Snow_Landscape“Isaac’s being a jerk,” my seven year-old, Isaiah, says about his older brother. They have been sledding over new-fallen snow.

“Why do you say that?”

“Because he keeps knocking me off my sled.”

“Why do you think he does that?” I ask. I’ve been trying to help my children consider how sometimes they incite one another.

“Because he’s evil.”

Well, then.

“My sisters pregnant I can’t wait to find out if im gonna be an aunt or uncle,” is what the girl tweeted. By the time I saw a screenshot of her words, they had traveled pretty widely. What an idiot, people said. Glad I’m not that stupid. I thought the same things.

Some weren’t content just to mock her to one another; they went to her Twitter timeline and told her she was stupid. Because the mark of intelligence is marking the stupidity of others, I guess.

I went to Twitter too, because I had begun to wonder: Is anyone that dumb? I scrolled through her tweets, and watched time reverse itself: from the latest, where she asked why this harassment was happening to her and told these strangers to leave her alone; to hours earlier, before she was beaten down, when she gave back as good as she got; to days before that, before someone decided she made a nice target.
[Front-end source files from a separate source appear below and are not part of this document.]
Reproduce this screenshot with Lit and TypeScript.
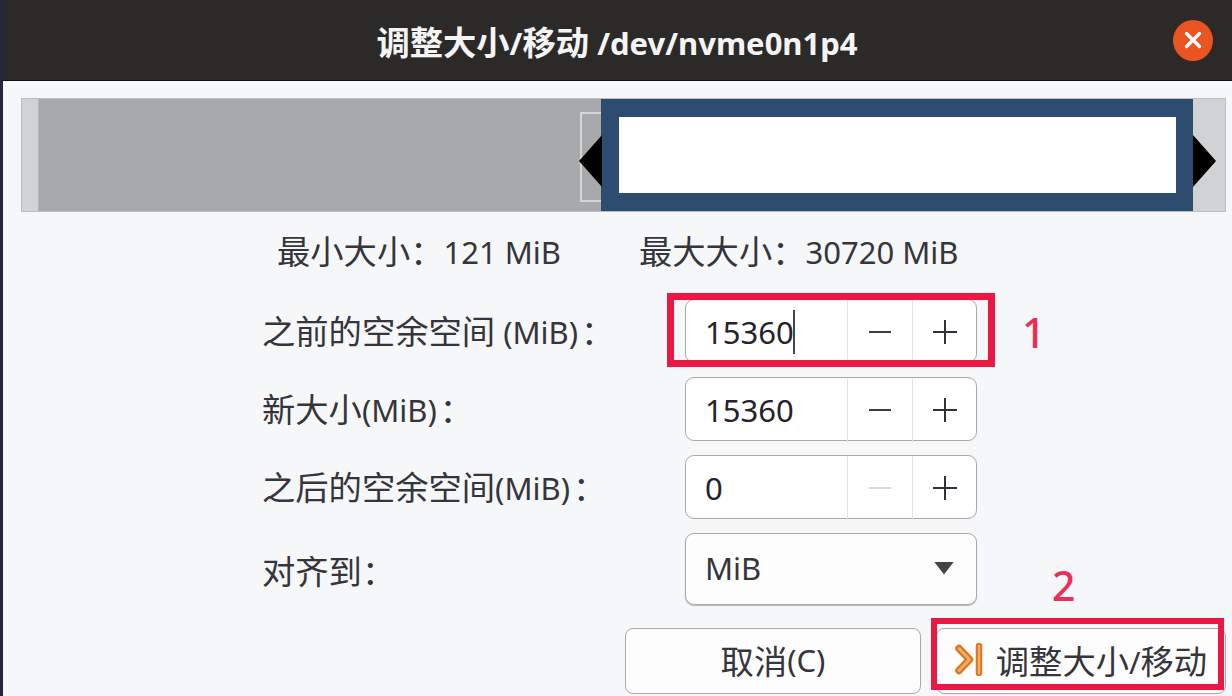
import { LitElement, html, css } from "lit";
import { customElement } from "lit/decorators.js";

/* CJK runs sit slightly larger than the Latin runs in the reference. */
const t = (text: string) =>
  text.split(/([\u4e00-\u9fff：]+)/).map((part, i) => (i % 2 ? html`<span class="cjk">${part}</span>` : part));

const spin = (value: string, cursor = false, minusOff = false) => html`
  <div class="spin">
    <div class="val">${value}${cursor ? html`<span class="caret"></span>` : ""}</div>
    <div class="sb"><svg width="24" height="24" viewBox="0 0 24 24"><path d="M1 12H23" stroke=${minusOff ? "#d9dadc" : "#3c3c42"} stroke-width="2"/></svg></div>
    <div class="sb"><svg width="26" height="26" viewBox="0 0 26 26"><path d="M1 13H25M13 1V25" stroke="#33303a" stroke-width="2"/></svg></div>
  </div>`;

@customElement("app-root")
export class AppRoot extends LitElement {
  static styles = css`
    :host {
      display: block; position: relative; width: 1232px; height: 696px; overflow: hidden;
      background: #f6f7f9; color: #35353b;
      font-family: "Noto Sans", "Noto Sans CJK SC", sans-serif; font-size: 31px;
      box-sizing: border-box; border-left: 3px solid #23283a;
    }
    .cjk { font-size: 33.3px; }
    .patch { position: absolute; left: -3px; top: 283px; width: 3px; height: 65px; background: #4a1a1c; }
    .title {
      display: grid; grid-template-columns: 1fr auto 1fr; align-items: center;
      height: 81px; margin-left: -3px; background: #2c2a29; border-bottom: 1px solid #111; box-sizing: border-box;
      color: #f4f4f4; font-weight: 700;
    }
    .title .text { grid-column: 2; padding-left: 2px; }
    .close {
      grid-column: 3; justify-self: end; margin-right: 19px; width: 40px; height: 41px; border-radius: 50%;
      background: #e95420; display: flex; align-items: center; justify-content: center;
    }
    .map {
      position: relative; display: flex; height: 114px; width: 1205px; margin: 17px 0 0 18px;
      box-sizing: border-box; border: 1px solid #bcbdc0; background: #a8a9ab;
    }
    .cap { background: #d1d2d4; }
    .cap.l { width: 16px; border-right: 1px solid #b5b6b8; }
    .free { flex: 1; }
    .cap.r { width: 32px; }
    .part {
      width: 592px; box-sizing: border-box; background: #2e4b70;
      padding: 18px 17px 18px 18px; display: flex;
    }
    .part div { flex: 1; background: #fff; border-left: 2px solid #fbfbe6; }
    .ghost {
      position: absolute; left: 558px; top: 13px; width: 21px; height: 90px; box-sizing: border-box;
      border: 2px solid #d4d5d7; border-right: 0;
    }
    .arrow { position: absolute; top: 36px; width: 23px; height: 52px; background: #000; }
    .arrow.a { left: 557px; clip-path: polygon(100% 0, 0 50%, 100% 100%); }
    .arrow.b { left: 1171px; clip-path: polygon(0 0, 100% 50%, 0 100%); }
    .info { display: flex; height: 87px; align-items: flex-start; padding-left: 274px; padding-top: 16px; box-sizing: border-box; }
    .info div { line-height: 46px; white-space: pre; }
    .info div + div { margin-left: 78px; }
    .form {
      display: grid; grid-template-columns: 423px 292px; grid-template-rows: 64px 64px 64px 72px; row-gap: 14px;
      margin-left: 259px; align-items: center;
    }
    .form label { white-space: nowrap; padding-bottom: 4px; }
    .form label.plain { padding-bottom: 0; }
    .colon { margin-left: 3px; }
    .spin {
      display: grid; grid-template-columns: 161px 65px 1fr; height: 64px; box-sizing: border-box;
      border: 1px solid #a9a9ad; border-radius: 9px; background: #fff;
    }
    .val { padding-left: 19px; line-height: 64px; color: #24232b; display: flex; align-items: center; }
    .caret { width: 2px; height: 44px; background: #444; margin-left: -1px; }
    .sb { border-left: 1px solid #e2e2e4; display: flex; align-items: center; justify-content: center; }
    .select {
      height: 72px; box-sizing: border-box; border: 1px solid #a9a9ad; border-radius: 9px;
      background: #fdfdfd; display: flex; align-items: center; justify-content: space-between; padding: 0 22px 2px 19px;
      box-shadow: 0 1px 1px #bbb;
    }
    .tri { width: 20px; height: 13px; background: #444; clip-path: polygon(0 0, 100% 0, 50% 100%); }
    .buttons { display: flex; margin: 23px 0 0 622px; gap: 15px; }
    button {
      font: inherit; color: #35353b; height: 66px; box-sizing: border-box; padding: 0 0 3px;
      border: 1px solid #a9a9ad; border-radius: 8px; background: #fdfdfd;
      display: flex; align-items: center; justify-content: center;
    }
    .cancel { width: 296px; }
    .apply { width: 290px; gap: 13px; white-space: nowrap; }
    .mark { position: absolute; border: 7px solid #ec1844; box-sizing: border-box; }
    .m1 { left: 664px; top: 293px; width: 328px; height: 74px; }
    .m2 { left: 928px; top: 618px; width: 293px; height: 72px; border-width: 6px; }
    .num { position: absolute; color: #ee2c55; font-size: 41px; line-height: 44px; font-weight: 500; }
    .n1 { left: 1019px; top: 310px; }
    .n2 { left: 1049px; top: 563px; }
  `;

  render() {
    return html`
      <div class="patch"></div>
      <div class="title">
        <span class="text">${t("调整大小/移动 /dev/nvme0n1p4")}</span>
        <div class="close"><svg width="18" height="18" viewBox="0 0 18 18"><path d="M2.5 2.5L15.5 15.5M15.5 2.5L2.5 15.5" stroke="#fff" stroke-width="3.4" stroke-linecap="round"/></svg></div>
      </div>
      <div class="map">
        <div class="cap l"></div><div class="free"></div>
        <div class="part"><div></div></div>
        <div class="cap r"></div>
        <div class="ghost"></div><div class="arrow a"></div><div class="arrow b"></div>
      </div>
      <div class="info"><div>${t("最小大小：121 MiB")}</div><div>${t("最大大小：30720 MiB")}</div></div>
      <div class="form">
        <label>${t("之前的空余空间 (MiB)")}<span class="cjk colon">：</span></label>${spin("15360", true)}
        <label>${t("新大小(MiB)")}<span class="cjk colon">：</span></label>${spin("15360")}
        <label>${t("之后的空余空间(MiB)")}<span class="cjk colon">：</span></label>${spin("0", false, true)}
        <label class="plain">${t("对齐到：")}</label>
        <div class="select"><span>MiB</span><span class="tri"></span></div>
      </div>
      <div class="buttons">
        <button class="cancel">${t("取消(C)")}</button>
        <button class="apply">
          <svg width="28" height="33" viewBox="0 0 28 33">
            <path d="M4 5.5L14.5 16.5L4 27.5" fill="none" stroke="#d9761f" stroke-width="7.5" stroke-linecap="round" stroke-linejoin="round"/>
            <path d="M4 5.5L14.5 16.5L4 27.5" fill="none" stroke="#f5ab63" stroke-width="3" stroke-linecap="round" stroke-linejoin="round"/>
            <path d="M24 3V30" stroke="#d9761f" stroke-width="6.5" stroke-linecap="round"/>
            <path d="M24 3V30" stroke="#f5ab63" stroke-width="2.5" stroke-linecap="round"/>
          </svg>
          <span>${t("调整大小/移动")}</span>
        </button>
      </div>
      <div class="mark m1"></div><div class="mark m2"></div>
      <div class="num n1">1</div><div class="num n2">2</div>
    `;
  }
}
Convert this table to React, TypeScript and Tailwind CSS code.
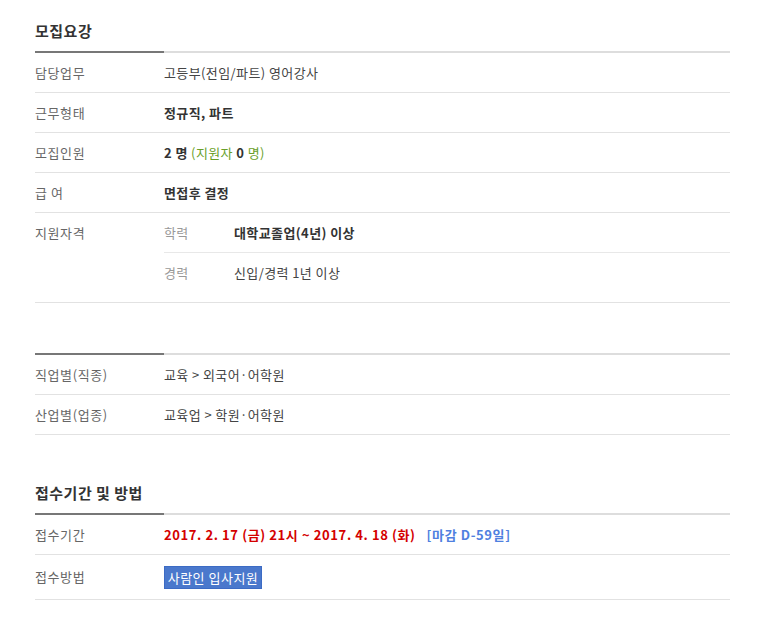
const font = { fontFamily: '"Noto Sans CJK KR", "Noto Sans", sans-serif' }

function Heading({ title }: { title?: string }) {
  return (
    <div>
      {title && <h2 className="text-[15px] font-bold leading-[22px] tracking-[0.5px] text-[#333] pb-[9px]">{title}</h2>}
      <div className="flex h-[2px]">
        <div className="w-[129px] bg-[#777]" />
        <div className="flex-1 bg-[#ddd]" />
      </div>
    </div>
  )
}

function Row({ label, children, h = 'h-[40px]' }: { label: string; children: React.ReactNode; h?: string }) {
  return (
    <div className={`flex items-center border-b border-[#e2e2e2] ${h}`}>
      <div className="w-[129px] shrink-0 text-[#666] tracking-[0.6px]">{label}</div>
      <div className="flex-1 text-[#444]">{children}</div>
    </div>
  )
}

export default function App() {
  return (
    <div className="bg-white min-h-[628px] px-[35px] pt-[20px] w-[765px] text-[13px] tracking-[0.4px]" style={font}>
      <section>
        <Heading title="모집요강" />
        <Row label="담당업무">고등부(전임/파트) 영어강사</Row>
        <Row label="근무형태"><b className="text-[#333]">정규직, 파트</b></Row>
        <Row label="모집인원">
          <b className="text-[#333]">2 명</b>{' '}
          <span className="text-[#6a9f2a]">(지원자 <b className="text-[#333]">0</b> 명)</span>
        </Row>
        <Row label="급 여"><b className="text-[#333]">면접후 결정</b></Row>
        <div className="flex border-b border-[#e2e2e2]">
          <div className="w-[129px] shrink-0 text-[#666] tracking-[0.6px] h-[40px] flex items-center">지원자격</div>
          <div className="flex-1">
            <div className="flex items-center h-[40px] border-b border-[#e8e8e8]">
              <div className="w-[70px] text-[#999]">학력</div>
              <b className="text-[#333]">대학교졸업(4년) 이상</b>
            </div>
            <div className="flex items-start h-[49px] pt-[10px]">
              <div className="w-[70px] text-[#999]">경력</div>
              <span className="text-[#444]">신입/경력 1년 이상</span>
            </div>
          </div>
        </div>
      </section>

      <section className="mt-[50px]">
        <Heading />
        <Row label="직업별(직종)">교육 &gt; 외국어·어학원</Row>
        <Row label="산업별(업종)">교육업 &gt; 학원·어학원</Row>
      </section>

      <section className="mt-[47px]">
        <Heading title="접수기간 및 방법" />
        <Row label="접수기간">
          <b className="text-[#d40000] tracking-[0.6px]">2017. 2. 17 (금) 21시 ~ 2017. 4. 18 (화)</b>
          <b className="text-[#4f80e0] tracking-[0.6px] ml-[11px]">[마감 D-59일]</b>
        </Row>
        <Row label="접수방법" h="h-[45px]">
          <button className="h-[23px] w-[98px] bg-[#4a78cc] border border-[#3c6bc4] text-white text-[13px] leading-[21px] tracking-[0.5px]">
            사람인 입사지원
          </button>
        </Row>
      </section>
    </div>
  )
}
She’s a girl who doesn’t always attend to her grammar and likes the things that girls like and has an okay sense of humor. She’s just a girl. She isn’t an idiot. The tweet about being an aunt or uncle had been a joke.

And as it turns out, lots of people have said the same joke. Not everyone has had strangers pop out of the woodwork to belittle them for doing so, but some have. I suppose they got off easy—even this girl who was so widely mocked that she shut down her Twitter account­—in comparison to Justine Sacco, who tweeted a joke about AIDS before boarding a flight to Africa in 2013, only to land and discover that her tweet had traveled the globe and that she had been portrayed as a monster.

I saw there’s a movie coming out, a retelling of the mangled-beyond-recognition Dracula story, in which he is a hero who takes on vampiric powers to save his family. This is a trend in movies, to rehabilitate monsters. It’s a curious thing that we are humanizing monsters, yet are so quick to bestialize humans.

Because he’s evil.

It was funny when my son said it, but a little chilling. You know how I worry. What if Isaiah is going to become one of those dreadful puritanical hate-preachers on low-budget cable TV? We should never have given him an Old Testament name. What if he sees with a child’s prescience that his brother really is evil? I’m failing as a parent.

Failing failing failing.

So in the spirit of practicing what I preach about considering how our actions incite others, I think on the conversations my children have overheard, in which I question someone’s motives, in which I denounce some political figure or corporate charlatan, in which I rail against the people tearing down Western civilization.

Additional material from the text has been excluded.